As I line up to my spot, I think of the stories too often ignored these past few weeks, and which don’t ever seem to make a dent against the media machine arrayed against us: Muslim Aid Australia donated 438 hay bales and 190,000 litres of water to the drought-stricken town of Stanthorpe in QLD, a group of Muslim men from Lakemba drove several hours to Willawarrin Hotel to hold a free BBQ for bushfire victims, (and have since returned to do it again), the Australian National Imams Council reported that Muslims had raised over $270,000 for people impacted by the bushfires. I think of how charity is one of the five pillars of Islam, and how it shouldn’t matter whether we are charitable or not, we fundamentally deserve the same rights and opportunities as everyone else. I think of the stranger who emailed me, and wonder which of us truly has our head in the sand.

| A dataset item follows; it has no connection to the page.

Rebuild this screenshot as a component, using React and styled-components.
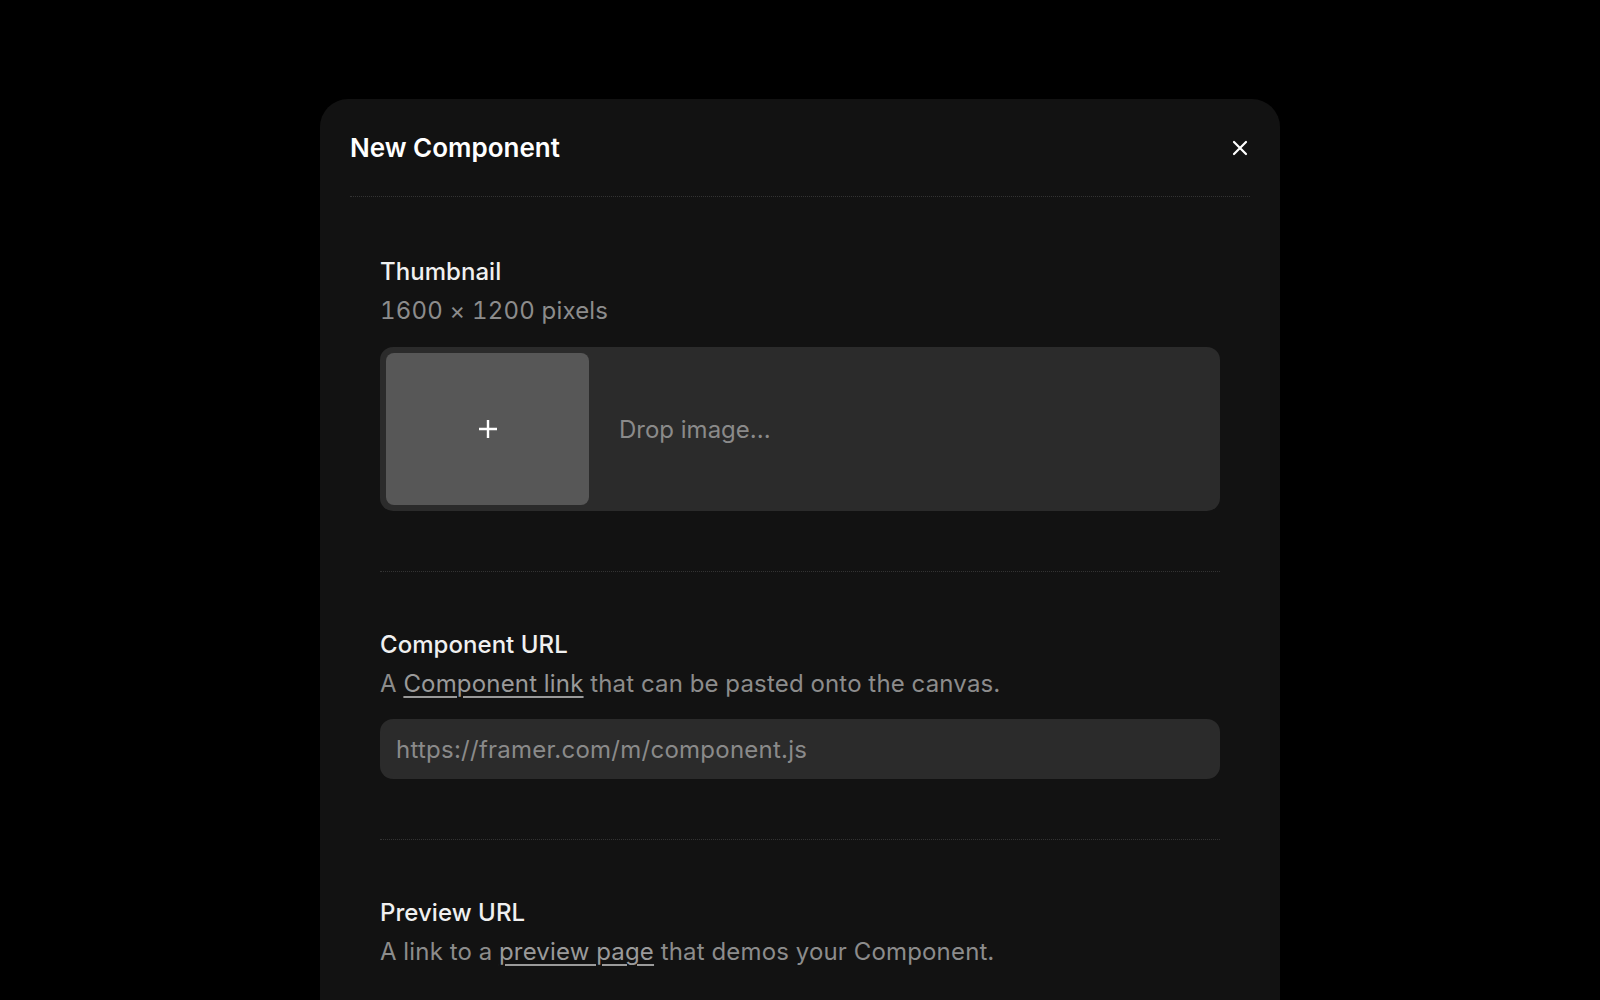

I think of how the word ‘apocalypse’ has been haunting this past decade as we witness these extreme fires and our cities are smothered in smoke that warps the sun into a malevolent eye. Honestly, I am bored of the word, or at least the Hollywoodesque understanding of ‘apocalypse’ as a single disastrous event: we seem to be waiting for the tsunami, or comet, or volcano eruption, or nuclear disaster to trigger the end of the world. What none of us appear to be reckoning with is the idea that the apocalypse, having begun long since, might last for the entirety of our lifetimes; that we could live through this slow worsening, the poisoning of sky, water, land, and mind as the world heats up, resources become more scarce, and violent conflict spreads. Ask yourself: what will you do if things don’t get better, and also the world doesn’t end? Who will you show up for, and how?
When the imam calls ‘Allahu Akbar’ I echo him, bow my head, and pray.